The task. Give back every line exactly as it appears, pictures excluded.

Available data.
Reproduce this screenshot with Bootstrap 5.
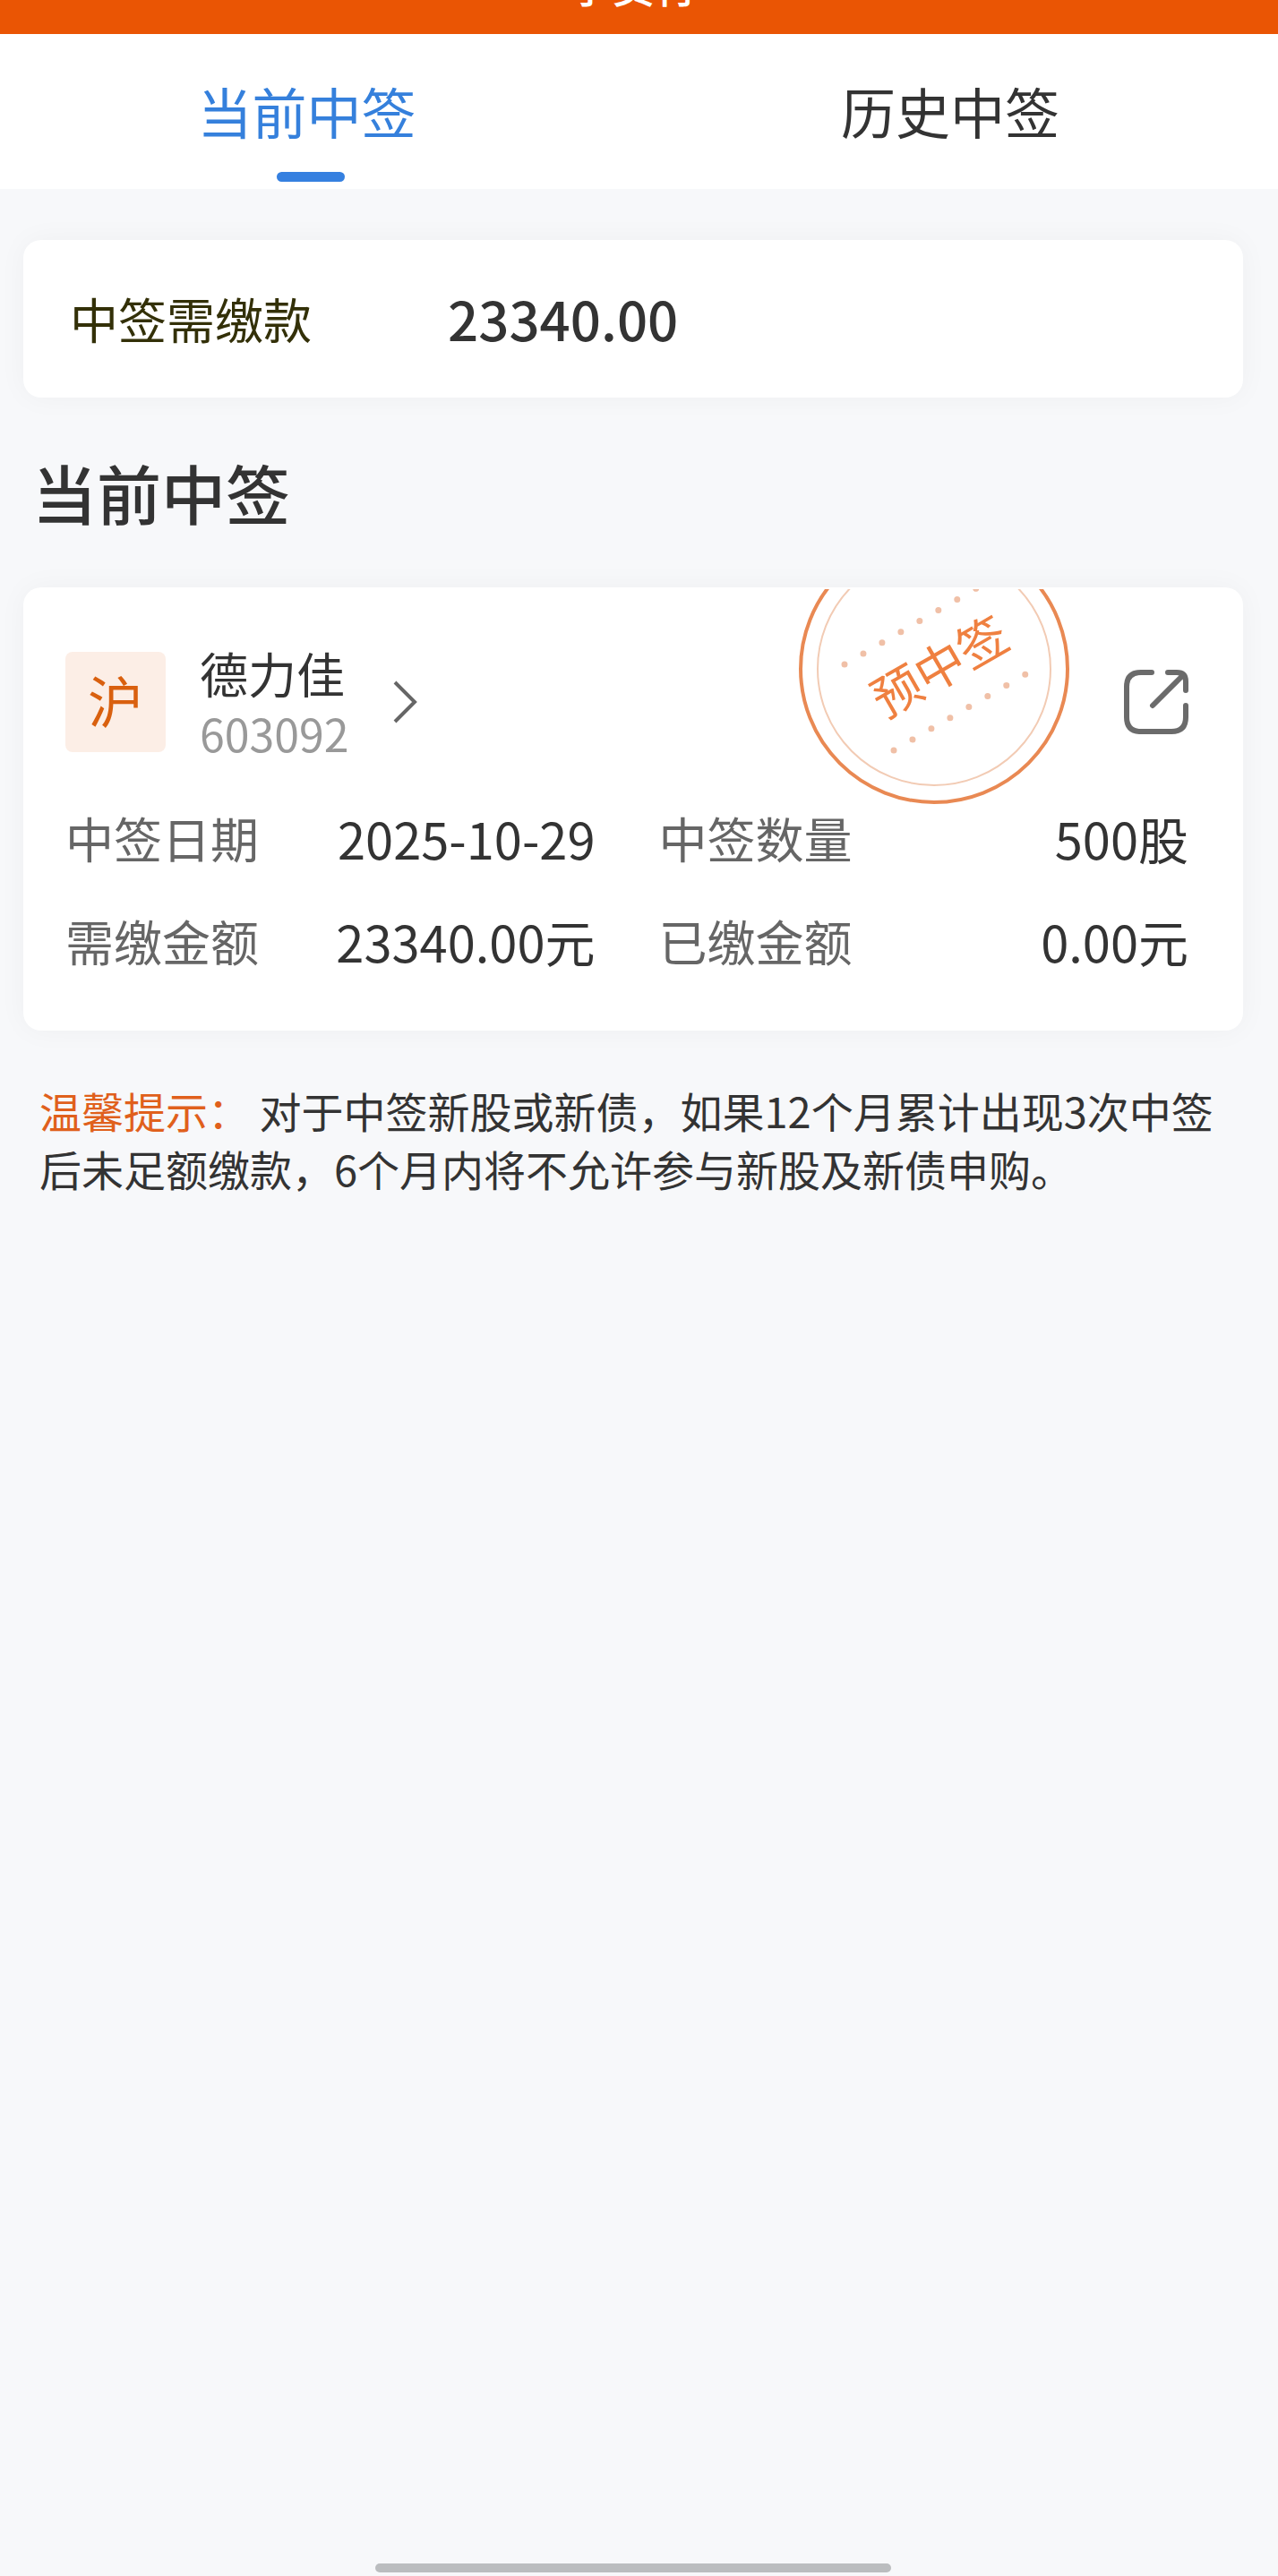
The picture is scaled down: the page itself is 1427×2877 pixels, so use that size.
<!DOCTYPE html>
<html lang="zh-CN">
<head>
<meta charset="utf-8">
<meta name="viewport" content="width=device-width, initial-scale=1">
<title>当前中签</title>
<link href="https://cdn.jsdelivr.net/npm/bootstrap@5.3.0/dist/css/bootstrap.min.css" rel="stylesheet">
<style>
  body { background: #f7f8fa; color: #333; font-family: "Noto Sans CJK SC", sans-serif; }
  .app-bar { height: 38px; padding: 0 13px 32px 0; background: #ea5504; color: #fff; font-size: 48px; line-height: 48px; font-weight: 500; }
  .lot-tabs { height: 173px; }
  .lot-tabs .nav-link { padding: 56px 0 0; font-size: 61px; line-height: 60px; color: #333; }
  .lot-tabs .nav-link.active { color: #3580dc; }
  .tab-first { width: 48%; }
  .tab-second { padding-left: 10px; }
  .tab-line { width: 76px; height: 11px; margin-top: 38px; margin-left: 10px; border-radius: 6px; background: #3580e0; }
  .page-main { padding: 57px 39px 0 26px; }
  .panel { border: 0; border-radius: 20px; box-shadow: 0 0 32px rgba(0, 0, 0, .04); color: #333; }
  .due { height: 176px; padding: 0 52px 2px; }
  .due-label { width: 422px; font-size: 54px; color: #333008; }
  .due-sum { font-size: 60px; font-weight: 500; }
  .sect-title { margin: 61px 0 63px; padding-left: 10px; font-size: 72px; line-height: 88px; font-weight: 500; }
  .stock { padding: 72px 61px 43px 47px; overflow: hidden; border-radius: 20px; }
  .market { width: 112px; height: 112px; margin-right: 38px; padding-bottom: 6px; border-radius: 8px; background: #fceee6; color: #d9600f; font-size: 62px; line-height: 60px; }
  .stock-name { font-size: 54px; line-height: 48px; }
  .stock-code { margin-top: 20px; font-size: 50px; line-height: 44px; color: #999; }
  .chev { margin-left: 48px; }
  .stamp { position: absolute; left: 864px; top: 2px; }
  .stamp text { font-size: 55px; fill: #ef8040; }
  .facts { display: grid; grid-template-columns: 1fr 1fr; column-gap: 71px; margin: 38px 0 0; line-height: 115px; }
  .facts dt { font-size: 54px; font-weight: 400; color: #666; }
  .facts dd { margin: 0; font-size: 56px; }
  .tip { margin: 56px 0 0; padding-left: 18px; font-size: 47px; line-height: 65px; }
  .tip-head { color: #e0601c; }
  .home-line { width: 576px; height: 10px; margin: 0 auto 4px; border-radius: 5px; background: #bbbdbf; }
  .home-wrap { padding-right: 13px; }
</style>
</head>
<body>
<div class="d-flex flex-column min-vh-100">
  <header class="app-bar d-flex justify-content-center align-items-end overflow-hidden">
    <div>字贡行</div>
  </header>
  <nav class="lot-tabs nav bg-white flex-nowrap" aria-label="中签">
    <div class="tab-first">
      <a class="nav-link active d-flex flex-column align-items-center" href="#current" aria-current="page">当前中签<span class="tab-line"></span></a>
    </div>
    <div class="tab-second flex-grow-1">
      <a class="nav-link text-center" href="#history">历史中签</a>
    </div>
  </nav>
  <main class="page-main" id="current">
    <section class="panel due card flex-row align-items-center">
      <div class="due-label">中签需缴款</div>
      <div class="due-sum">23340.00</div>
    </section>
    <h1 class="sect-title">当前中签</h1>
    <section class="panel card">
      <div class="stock position-relative">
        <svg class="stamp" width="308" height="244" viewBox="890 658 308 244" role="img" aria-label="预中签">
          <circle cx="1043" cy="747" r="149" fill="none" stroke="#e98953" stroke-width="4"/>
          <circle cx="1043" cy="747" r="130" fill="none" stroke="#f2cbb4" stroke-width="2"/>
          <g fill="none" stroke="#f0c0a7" stroke-width="7" stroke-linecap="round" stroke-dasharray="0 24.2">
            <path d="M943 742L1091 656.600"/>
            <path d="M998 838L1146 752.600"/>
          </g>
          <text x="1049" y="765" text-anchor="middle" transform="rotate(-30 1049 744)">预中签</text>
        </svg>
        <div class="d-flex align-items-center">
          <div class="market d-flex align-items-center justify-content-center">沪</div>
          <a class="d-flex align-items-center text-reset text-decoration-none" href="#stock">
            <span><span class="stock-name d-block">德力佳</span><span class="stock-code d-block">603092</span></span>
            <svg class="chev" width="28" height="48" viewBox="0 0 28 48" fill="none" stroke="#666" stroke-width="4" aria-hidden="true"><path d="M3 2L25 24L3 46"/></svg>
          </a>
          <button class="btn p-0 border-0 ms-auto lh-1" type="button" aria-label="分享">
            <svg class="d-block" width="72" height="72" viewBox="0 0 72 72" fill="none" stroke="#6b6b6b" stroke-width="6" stroke-linecap="round" aria-hidden="true"><path d="M31 3H19Q3 3 3 19V53Q3 69 19 69H53Q69 69 69 53V40"/><path d="M49 3H59Q69 3 69 13V23M32 40L66 6"/></svg>
          </button>
        </div>
        <dl class="facts">
          <div class="d-flex justify-content-between"><dt>中签日期</dt><dd>2025-10-29</dd></div>
          <div class="d-flex justify-content-between"><dt>中签数量</dt><dd>500股</dd></div>
          <div class="d-flex justify-content-between"><dt>需缴金额</dt><dd>23340.00元</dd></div>
          <div class="d-flex justify-content-between"><dt>已缴金额</dt><dd>0.00元</dd></div>
        </dl>
      </div>
    </section>
    <p class="tip"><span class="tip-head">温馨提示：</span> 对于中签新股或新债，如果12个月累计出现3次中签后未足额缴款，6个月内将不允许参与新股及新债申购。</p>
  </main>
  <footer class="home-wrap mt-auto"><div class="home-line"></div></footer>
</div>
<script src="https://cdn.jsdelivr.net/npm/bootstrap@5.3.0/dist/js/bootstrap.bundle.min.js"></script>
</body>
</html>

Solution to this problem.
Reproduce this screenshot with Bootstrap 5.
The picture is scaled down: the page itself is 1427×2877 pixels, so use that size.
<!DOCTYPE html>
<html lang="zh-CN">
<head>
<meta charset="utf-8">
<meta name="viewport" content="width=device-width, initial-scale=1">
<title>当前中签</title>
<link href="https://cdn.jsdelivr.net/npm/bootstrap@5.3.0/dist/css/bootstrap.min.css" rel="stylesheet">
<style>
  body { background: #f7f8fa; color: #333; font-family: "Noto Sans CJK SC", sans-serif; }
  .app-bar { height: 38px; padding: 0 13px 32px 0; background: #ea5504; color: #fff; font-size: 48px; line-height: 48px; font-weight: 500; }
  .lot-tabs { height: 173px; }
  .lot-tabs .nav-link { padding: 56px 0 0; font-size: 61px; line-height: 60px; color: #333; }
  .lot-tabs .nav-link.active { color: #3580dc; }
  .tab-first { width: 48%; }
  .tab-second { padding-left: 10px; }
  .tab-line { width: 76px; height: 11px; margin-top: 38px; margin-left: 10px; border-radius: 6px; background: #3580e0; }
  .page-main { padding: 57px 39px 0 26px; }
  .panel { border: 0; border-radius: 20px; box-shadow: 0 0 32px rgba(0, 0, 0, .04); color: #333; }
  .due { height: 176px; padding: 0 52px 2px; }
  .due-label { width: 422px; font-size: 54px; color: #333008; }
  .due-sum { font-size: 60px; font-weight: 500; }
  .sect-title { margin: 61px 0 63px; padding-left: 10px; font-size: 72px; line-height: 88px; font-weight: 500; }
  .stock { padding: 72px 61px 43px 47px; overflow: hidden; border-radius: 20px; }
  .market { width: 112px; height: 112px; margin-right: 38px; padding-bottom: 6px; border-radius: 8px; background: #fceee6; color: #d9600f; font-size: 62px; line-height: 60px; }
  .stock-name { font-size: 54px; line-height: 48px; }
  .stock-code { margin-top: 20px; font-size: 50px; line-height: 44px; color: #999; }
  .chev { margin-left: 48px; }
  .stamp { position: absolute; left: 864px; top: 2px; }
  .stamp text { font-size: 55px; fill: #ef8040; }
  .facts { display: grid; grid-template-columns: 1fr 1fr; column-gap: 71px; margin: 38px 0 0; line-height: 115px; }
  .facts dt { font-size: 54px; font-weight: 400; color: #666; }
  .facts dd { margin: 0; font-size: 56px; }
  .tip { margin: 56px 0 0; padding-left: 18px; font-size: 47px; line-height: 65px; }
  .tip-head { color: #e0601c; }
  .home-line { width: 576px; height: 10px; margin: 0 auto 4px; border-radius: 5px; background: #bbbdbf; }
  .home-wrap { padding-right: 13px; }
</style>
</head>
<body>
<div class="d-flex flex-column min-vh-100">
  <header class="app-bar d-flex justify-content-center align-items-end overflow-hidden">
    <div>字贡行</div>
  </header>
  <nav class="lot-tabs nav bg-white flex-nowrap" aria-label="中签">
    <div class="tab-first">
      <a class="nav-link active d-flex flex-column align-items-center" href="#current" aria-current="page">当前中签<span class="tab-line"></span></a>
    </div>
    <div class="tab-second flex-grow-1">
      <a class="nav-link text-center" href="#history">历史中签</a>
    </div>
  </nav>
  <main class="page-main" id="current">
    <section class="panel due card flex-row align-items-center">
      <div class="due-label">中签需缴款</div>
      <div class="due-sum">23340.00</div>
    </section>
    <h1 class="sect-title">当前中签</h1>
    <section class="panel card">
      <div class="stock position-relative">
        <svg class="stamp" width="308" height="244" viewBox="890 658 308 244" role="img" aria-label="预中签">
          <circle cx="1043" cy="747" r="149" fill="none" stroke="#e98953" stroke-width="4"/>
          <circle cx="1043" cy="747" r="130" fill="none" stroke="#f2cbb4" stroke-width="2"/>
          <g fill="none" stroke="#f0c0a7" stroke-width="7" stroke-linecap="round" stroke-dasharray="0 24.2">
            <path d="M943 742L1091 656.600"/>
            <path d="M998 838L1146 752.600"/>
          </g>
          <text x="1049" y="765" text-anchor="middle" transform="rotate(-30 1049 744)">预中签</text>
        </svg>
        <div class="d-flex align-items-center">
          <div class="market d-flex align-items-center justify-content-center">沪</div>
          <a class="d-flex align-items-center text-reset text-decoration-none" href="#stock">
            <span><span class="stock-name d-block">德力佳</span><span class="stock-code d-block">603092</span></span>
            <svg class="chev" width="28" height="48" viewBox="0 0 28 48" fill="none" stroke="#666" stroke-width="4" aria-hidden="true"><path d="M3 2L25 24L3 46"/></svg>
          </a>
          <button class="btn p-0 border-0 ms-auto lh-1" type="button" aria-label="分享">
            <svg class="d-block" width="72" height="72" viewBox="0 0 72 72" fill="none" stroke="#6b6b6b" stroke-width="6" stroke-linecap="round" aria-hidden="true"><path d="M31 3H19Q3 3 3 19V53Q3 69 19 69H53Q69 69 69 53V40"/><path d="M49 3H59Q69 3 69 13V23M32 40L66 6"/></svg>
          </button>
        </div>
        <dl class="facts">
          <div class="d-flex justify-content-between"><dt>中签日期</dt><dd>2025-10-29</dd></div>
          <div class="d-flex justify-content-between"><dt>中签数量</dt><dd>500股</dd></div>
          <div class="d-flex justify-content-between"><dt>需缴金额</dt><dd>23340.00元</dd></div>
          <div class="d-flex justify-content-between"><dt>已缴金额</dt><dd>0.00元</dd></div>
        </dl>
      </div>
    </section>
    <p class="tip"><span class="tip-head">温馨提示：</span> 对于中签新股或新债，如果12个月累计出现3次中签后未足额缴款，6个月内将不允许参与新股及新债申购。</p>
  </main>
  <footer class="home-wrap mt-auto"><div class="home-line"></div></footer>
</div>
<script src="https://cdn.jsdelivr.net/npm/bootstrap@5.3.0/dist/js/bootstrap.bundle.min.js"></script>
</body>
</html>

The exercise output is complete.